Письма о поэзии. (Статьи и эссе) - стр. 17
Сейчас хозяйка этого небывалого голоса вела меня из прихожей в комнату, где рядом с зажженной лампой можно было разглядеть невероятно морщинистого человечка, сидящего на диване, утопая в нем по плечи, в свитере, от которого, казалось, во все стороны расходились короткие молнии энергии, как это потом стало на экране в кинофильме «Горец». Был еще кто-то третий, кого я не запомнил – запомнил лишь то, что он протянул мне полный красной жидкости фужер, а человечек в молниях, как в репьях, скомандовал – Пейте! И я выпил. Потом мы выпили еще раз все вместе, и человечек в репьях-молниях, в котором я постепенно узнавал воспетого Цветаевой Павлика, Павла Антокольского, сказал: читайте. И я, надо сказать, со смешанным чувством победителя (ведь юность – всегда победа) и новичка стал читать свои стихи. Хозяйка слушала внимательно, и я лишний раз мог оценить ее поразительную, нерусскую красоту. На строке «А медный лоб над Петроградом…» Антокольский меня прервал и задиристо спросил, почему это я пишу про Петроград, а не про современность. Я сказал, что в связи с Пушкиным. – Но при Пушкине был Петербург, – возразил Антокольский и репьи засветились и застреляли синим огнем. – Извините, – сказал я, – а вы не могли бы мне напомнить, с чего начинается первая глава «Медного Всадника»?
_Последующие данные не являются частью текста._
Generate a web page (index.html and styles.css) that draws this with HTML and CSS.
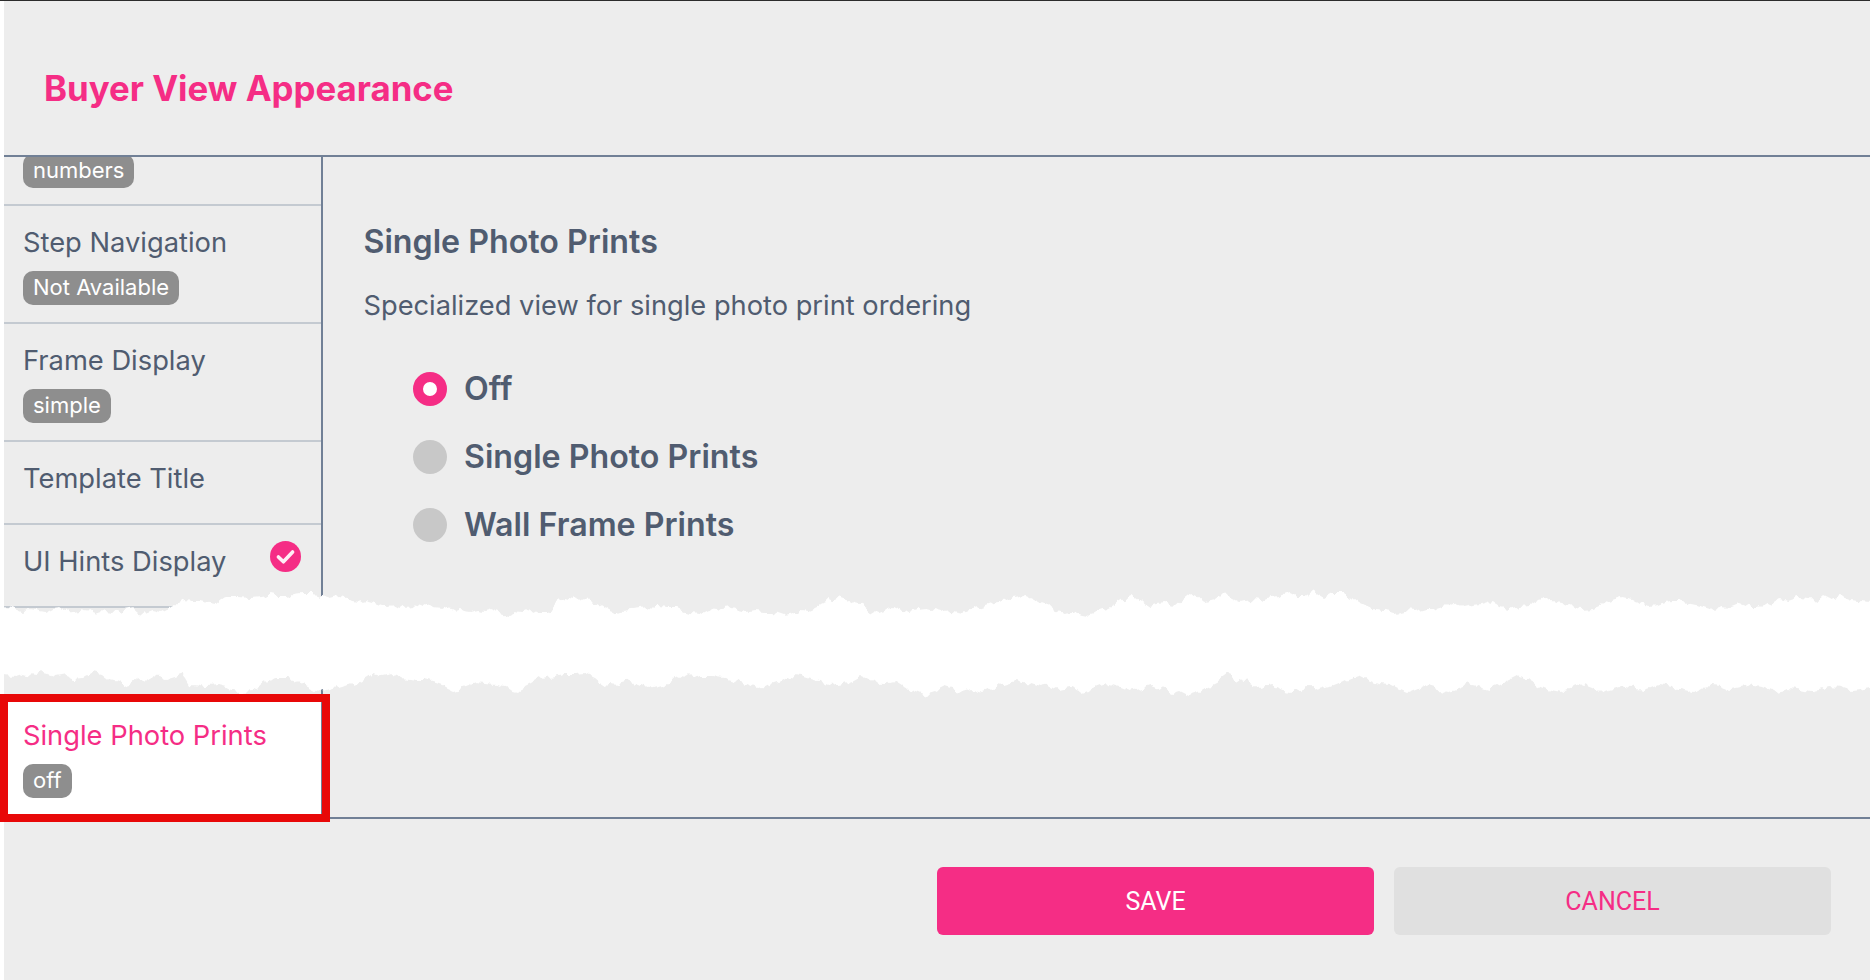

Мой вдохновенный и каверзный вопрос, естественно, подразумевал пушкинскую строчку «Над омраченным Петроградом». Антокольский зашевелился сразу во все стороны, как будто на него теперь вместо молний наросли злые углы, сразу много, и стал вдохновенно и красноречиво меня отчитывать, но сейчас я уже не помню, про что он тогда говорил, да это, наверное, и не так уж важно. Все были слегка пьяны, и жизнь была яркой и волшебной. В лучах ее магии я даже перестал замечать многочисленные морщины состарившегося Павлика из Цветаевской прозы, кажется, о Сонечке.
Но я не об Антокольском. О нем я написал лишь для того, чтобы перейти к следующему наблюдению. Пока мы с ним препирались и суетились, выискивая аргументы и строчки, пока я взволнованно пытался дать понять, что мои стихи – лучшие в мире и даже смешно говорить еще о чем-то другом, когда я тут, – рядом с нами, стариком и юношей, все время стояла какая-то тихая свежесть, тихая тишина, словно в московскую богемную квартиру взяли да и вставили незаметный ручей или лужайку, или куст с птицей, которая молчит – или что-то в подобном роде. Тишина эта и ощущение тихого присутствия природы в ограниченном ее объеме исходили от молчащей Беллы. Она, казалось, стала невидимкой, ушла за кадр, и от нее шла и пульсировала эта природность свежего ветра, бегущего дождя или оброненной с ветки в траву мокрой груши. Но это все очень красивые сравнения. С таким же успехом я могу сказать, что это была тишина пня или кома глины – смена образа ничего не меняет.